= Walton Construction =

Privately owned construction company, in Kansas City, Missouri

In 1985, Greg Walton founded 'Walton Construction Company', a privately owned construction company, in Kansas City, Missouri. Walton's first major project in Kansas City, MO was the Bartle Hall Convention Center (completed in 1994, total construction cost was $91.7 million). Within the following two decades, Walton became one of the top 100 general contractors in the United States, according to Engineering News Record, with annual revenue exceeding $800 million. Among the major projects Walton Construction has worked on are the Legends at Village West in Wyandotte County, Kansas, and the Zona Rosa mixed use development, along with many others. Along with having its headquarters in Kansas City, Walton Construction held divisional offices in several U.S. cities including:

- Dallas, Texas
- New Orleans, Louisiana
- Shreveport, Louisiana
- Springfield, Missouri
- St. Louis, Missouri

After its 25th anniversary, the corporate leadership structure of Walton Construction changed. William G. Petty ("Bill") took over as chief executive officer (CEO) and then moved the headquarters from Kansas City to New Orleans in mid-2010. Petty also maintained its divisional office in New Orleans that focused upon large federal and military construction projects throughout the U.S. The company eventually changed the name from Walton Construction Company to WCC Companies after Petty sold certain assets to Core Construction, based out of Phoenix, Arizona.

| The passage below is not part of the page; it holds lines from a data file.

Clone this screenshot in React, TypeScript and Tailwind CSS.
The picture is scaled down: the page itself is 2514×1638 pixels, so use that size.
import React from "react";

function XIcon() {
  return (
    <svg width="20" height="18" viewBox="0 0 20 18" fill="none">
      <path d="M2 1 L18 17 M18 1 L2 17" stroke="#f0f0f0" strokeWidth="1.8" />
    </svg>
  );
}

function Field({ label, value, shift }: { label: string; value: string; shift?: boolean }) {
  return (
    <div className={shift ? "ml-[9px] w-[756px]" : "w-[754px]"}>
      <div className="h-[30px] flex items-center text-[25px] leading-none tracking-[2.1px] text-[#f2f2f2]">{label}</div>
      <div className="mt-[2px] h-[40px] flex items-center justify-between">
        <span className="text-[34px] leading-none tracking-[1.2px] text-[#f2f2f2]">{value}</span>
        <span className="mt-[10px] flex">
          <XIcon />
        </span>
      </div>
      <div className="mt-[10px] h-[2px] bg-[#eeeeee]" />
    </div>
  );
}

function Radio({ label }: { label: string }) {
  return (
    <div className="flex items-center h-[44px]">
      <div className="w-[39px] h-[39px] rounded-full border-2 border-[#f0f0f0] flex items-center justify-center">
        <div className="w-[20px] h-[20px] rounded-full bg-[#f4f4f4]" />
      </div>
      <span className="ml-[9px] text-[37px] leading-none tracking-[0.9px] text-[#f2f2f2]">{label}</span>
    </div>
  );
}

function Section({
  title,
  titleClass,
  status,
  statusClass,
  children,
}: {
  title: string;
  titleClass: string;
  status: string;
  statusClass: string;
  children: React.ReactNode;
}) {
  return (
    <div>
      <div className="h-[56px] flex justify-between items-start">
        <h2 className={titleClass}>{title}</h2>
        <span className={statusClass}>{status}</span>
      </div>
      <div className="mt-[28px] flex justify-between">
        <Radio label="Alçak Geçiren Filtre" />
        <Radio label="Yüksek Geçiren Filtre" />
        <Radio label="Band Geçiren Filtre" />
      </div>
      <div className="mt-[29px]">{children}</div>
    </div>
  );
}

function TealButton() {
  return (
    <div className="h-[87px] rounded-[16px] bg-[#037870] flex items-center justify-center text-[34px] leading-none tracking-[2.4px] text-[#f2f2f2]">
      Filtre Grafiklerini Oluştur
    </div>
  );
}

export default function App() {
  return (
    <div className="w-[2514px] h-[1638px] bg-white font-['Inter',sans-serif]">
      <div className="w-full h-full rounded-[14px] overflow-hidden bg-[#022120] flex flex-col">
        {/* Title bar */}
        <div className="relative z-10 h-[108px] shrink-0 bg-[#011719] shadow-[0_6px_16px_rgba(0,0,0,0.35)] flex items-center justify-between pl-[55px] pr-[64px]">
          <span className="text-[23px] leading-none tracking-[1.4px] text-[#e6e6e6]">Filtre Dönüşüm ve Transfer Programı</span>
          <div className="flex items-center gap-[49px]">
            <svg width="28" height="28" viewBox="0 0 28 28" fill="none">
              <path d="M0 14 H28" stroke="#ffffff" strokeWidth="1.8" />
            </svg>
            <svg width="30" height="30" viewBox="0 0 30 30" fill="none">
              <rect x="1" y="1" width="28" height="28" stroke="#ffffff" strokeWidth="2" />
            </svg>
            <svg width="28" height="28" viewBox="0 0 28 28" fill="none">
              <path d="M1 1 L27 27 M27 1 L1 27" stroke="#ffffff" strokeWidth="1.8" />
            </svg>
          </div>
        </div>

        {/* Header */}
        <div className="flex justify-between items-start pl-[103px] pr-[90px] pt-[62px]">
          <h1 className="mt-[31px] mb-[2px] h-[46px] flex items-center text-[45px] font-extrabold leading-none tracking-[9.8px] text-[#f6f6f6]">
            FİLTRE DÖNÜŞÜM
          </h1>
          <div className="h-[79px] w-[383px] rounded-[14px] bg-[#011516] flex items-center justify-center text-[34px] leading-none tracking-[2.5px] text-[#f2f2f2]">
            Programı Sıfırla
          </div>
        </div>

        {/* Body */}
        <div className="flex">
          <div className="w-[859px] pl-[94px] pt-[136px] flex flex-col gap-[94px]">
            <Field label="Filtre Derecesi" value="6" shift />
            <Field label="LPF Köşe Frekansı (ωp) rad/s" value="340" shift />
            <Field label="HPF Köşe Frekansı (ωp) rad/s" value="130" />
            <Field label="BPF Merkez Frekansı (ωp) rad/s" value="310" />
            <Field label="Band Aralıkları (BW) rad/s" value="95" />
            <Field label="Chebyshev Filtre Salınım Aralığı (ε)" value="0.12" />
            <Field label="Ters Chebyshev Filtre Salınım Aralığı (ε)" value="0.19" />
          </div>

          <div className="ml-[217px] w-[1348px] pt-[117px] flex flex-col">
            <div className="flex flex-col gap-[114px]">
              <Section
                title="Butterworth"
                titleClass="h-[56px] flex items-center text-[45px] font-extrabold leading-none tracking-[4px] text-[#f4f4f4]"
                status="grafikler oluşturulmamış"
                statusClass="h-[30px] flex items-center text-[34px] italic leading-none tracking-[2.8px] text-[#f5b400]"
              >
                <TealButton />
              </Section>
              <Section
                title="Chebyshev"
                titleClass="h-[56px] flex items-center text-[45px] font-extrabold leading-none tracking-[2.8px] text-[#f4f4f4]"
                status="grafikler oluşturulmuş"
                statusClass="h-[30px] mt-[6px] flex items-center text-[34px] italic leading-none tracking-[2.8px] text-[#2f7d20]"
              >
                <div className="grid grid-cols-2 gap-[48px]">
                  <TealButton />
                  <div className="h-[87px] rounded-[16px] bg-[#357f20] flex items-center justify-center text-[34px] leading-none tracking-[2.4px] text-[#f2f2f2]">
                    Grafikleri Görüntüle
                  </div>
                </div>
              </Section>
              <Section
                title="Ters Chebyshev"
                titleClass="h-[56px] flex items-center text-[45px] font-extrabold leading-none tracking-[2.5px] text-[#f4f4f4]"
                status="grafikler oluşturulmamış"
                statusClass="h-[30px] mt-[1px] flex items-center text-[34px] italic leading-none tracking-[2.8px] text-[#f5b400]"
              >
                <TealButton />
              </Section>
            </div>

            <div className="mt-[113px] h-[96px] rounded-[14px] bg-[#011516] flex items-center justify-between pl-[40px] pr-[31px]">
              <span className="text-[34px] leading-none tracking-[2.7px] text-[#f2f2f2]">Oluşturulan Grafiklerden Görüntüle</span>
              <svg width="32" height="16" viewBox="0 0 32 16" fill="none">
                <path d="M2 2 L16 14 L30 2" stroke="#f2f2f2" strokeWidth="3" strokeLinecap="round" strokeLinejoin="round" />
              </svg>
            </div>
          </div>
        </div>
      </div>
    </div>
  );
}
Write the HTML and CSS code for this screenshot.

In August 2012, Petty, who still owns the majority of WCC, formed The WGP Companies: WGP Associates, LLC (a management consulting firm) and WGP Construction, LLC (a general contractor). The WGP Companies specializes in federal construction contracting, complex surety-default projects, and disaster recovery projects. The companies [headquartered in New Orleans, Louisiana] operate within the Continental United States (CONUS) and Outside the Continental United States (OCONUS) performing work in Christchurch, New Zealand, Manila, Philippines, and Guantanamo Bay, Cuba.